Returns	float	Final log-likelihood after the additional EM iterations.

source

ms_var.forecast


def forecast(
    H:int, # Forecast horizon (number of future time steps to predict).
    exog:Optional[pd.DataFrame]=None, # Future exogenous regressors. If provided, must contain at least H rows and the same columns as the regressors used during training (excluding target columns).
)->Dict[str, np.ndarray]: # Forecasted values for each target variable, returned as a dictionary keyed by target column name.

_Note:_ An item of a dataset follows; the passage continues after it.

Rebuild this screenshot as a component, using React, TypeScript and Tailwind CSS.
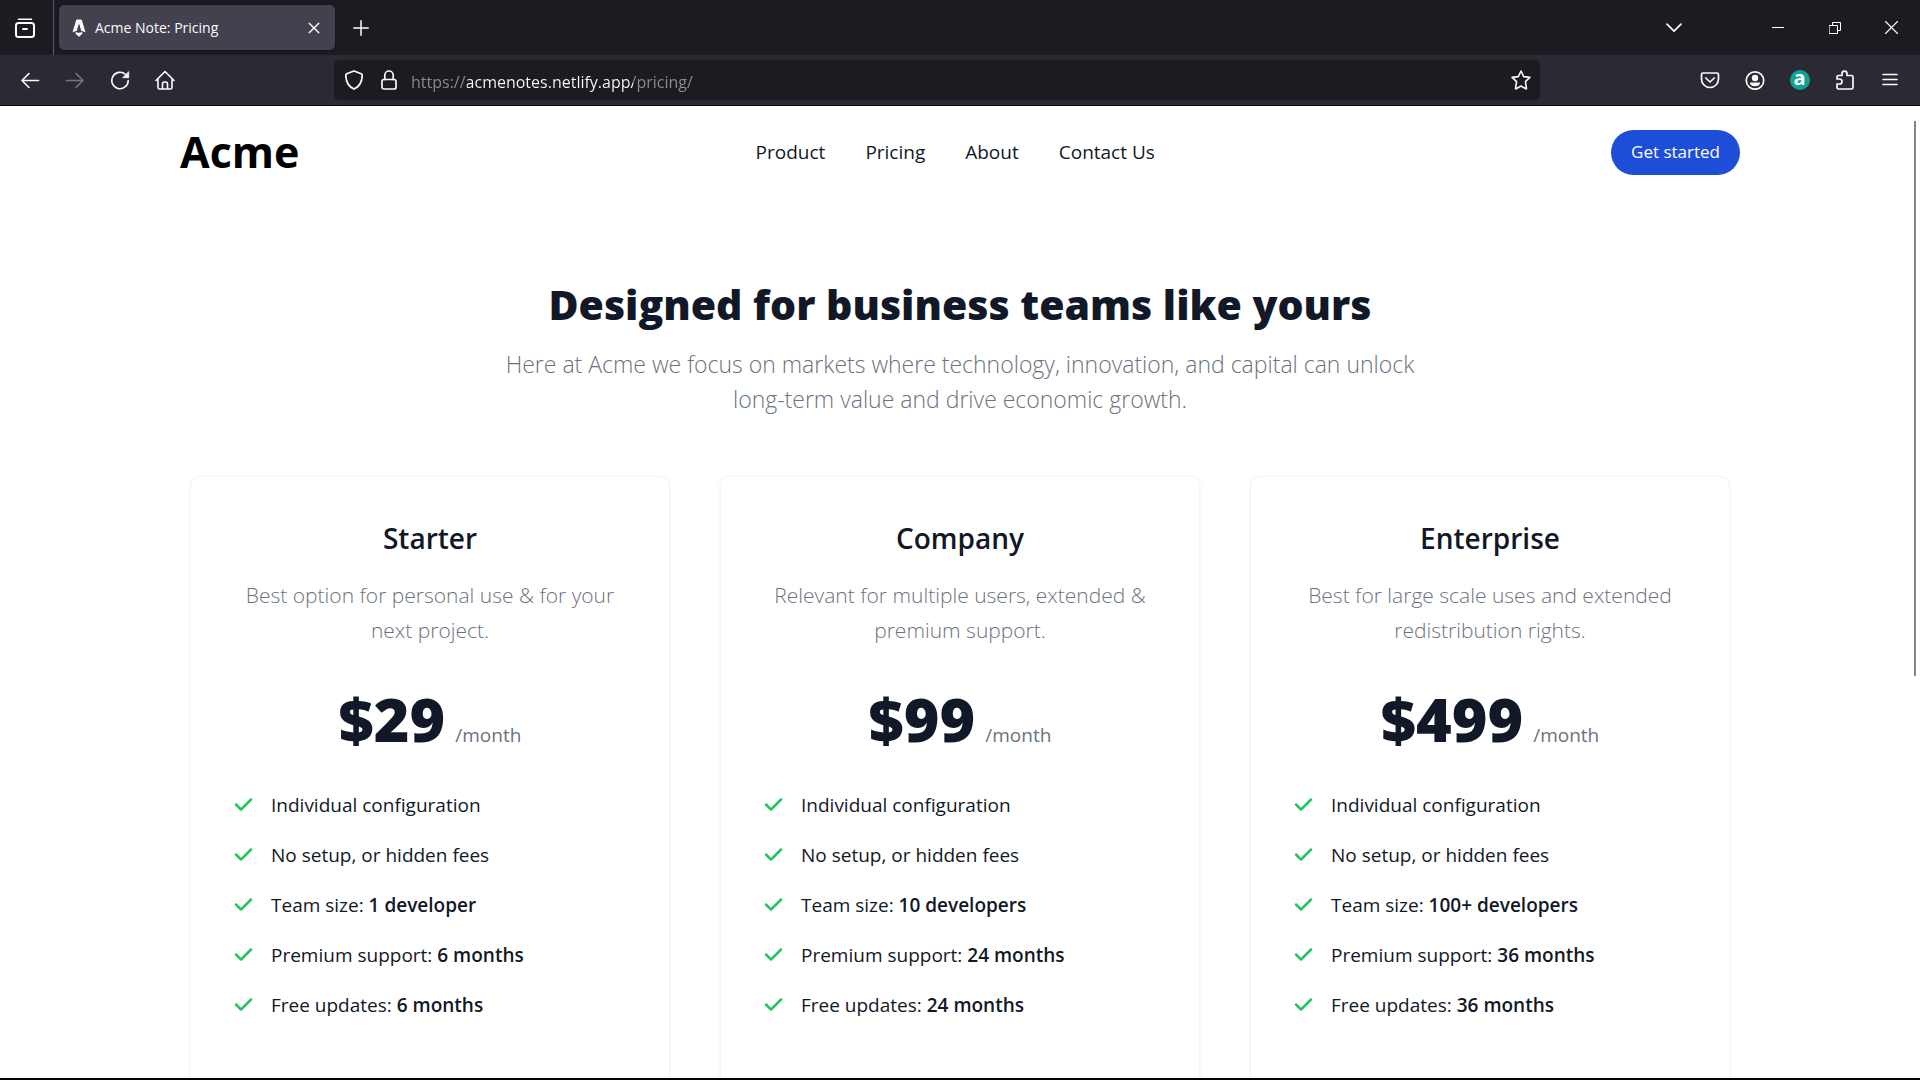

Generate forecasts for H future time steps using the fitted MS-VAR model.

	Type	Default	Details
H	int		Forecast horizon (number of future time steps to predict).
exog	Optional[pd.DataFrame]	None	Future exogenous regressors. If provided, must contain at least H rows and the same columns as the regressors used during training (excluding target columns).
Returns	Dict[str, np.ndarray]		Forecasted values for each target variable, returned as a dictionary keyed by target column name.

source

ms_var.cross_validate


def cross_validate(
    df:pd.DataFrame, # Input dataframe.
    target_col:str, # Target variable for evaluation.
    cv_split:int, # Number of cross-validation folds.
    test_size:int, # Test size per fold.
    metrics:List[Callable], # Metric functions (e.g. ``[MAE, RMSE]``) used to evaluate forecast accuracy across folds. Call ``.cv_summary()`` after cross-validation to retrieve the aggregated scores.
    step_size:int=1, # Step size for rolling window. Default is 1.
    n_iter:int=1, # Number of iterations for each fold. Default is 1.
    h_split_point:Optional[int]=None, # Point to split the test set for separate evaluation. Default is None.
)->Union[pd.DataFrame, Tuple[pd.DataFrame, pd.DataFrame]]: # DataFrame with averaged cross-validation metric scores.

Perform cross-validation.

	Type	Default	Details
df	pd.DataFrame		Input dataframe.
target_col	str		Target variable for evaluation.
cv_split	int		Number of cross-validation folds.
test_size	int		Test size per fold.
metrics	List[Callable]		Metric functions (e.g. `[MAE, RMSE]`) used to evaluate forecast accuracy across folds. Call `.cv_summary()` after cross-validation to retrieve the aggregated scores.
step_size	int	1	Step size for rolling window. Default is 1.
n_iter	int	1	Number of iterations for each fold. Default is 1.
h_split_point	Optional[int]	None	Point to split the test set for separate evaluation. Default is None.
Returns	Union[pd.DataFrame, Tuple[pd.DataFrame, pd.DataFrame]]		DataFrame with averaged cross-validation metric scores.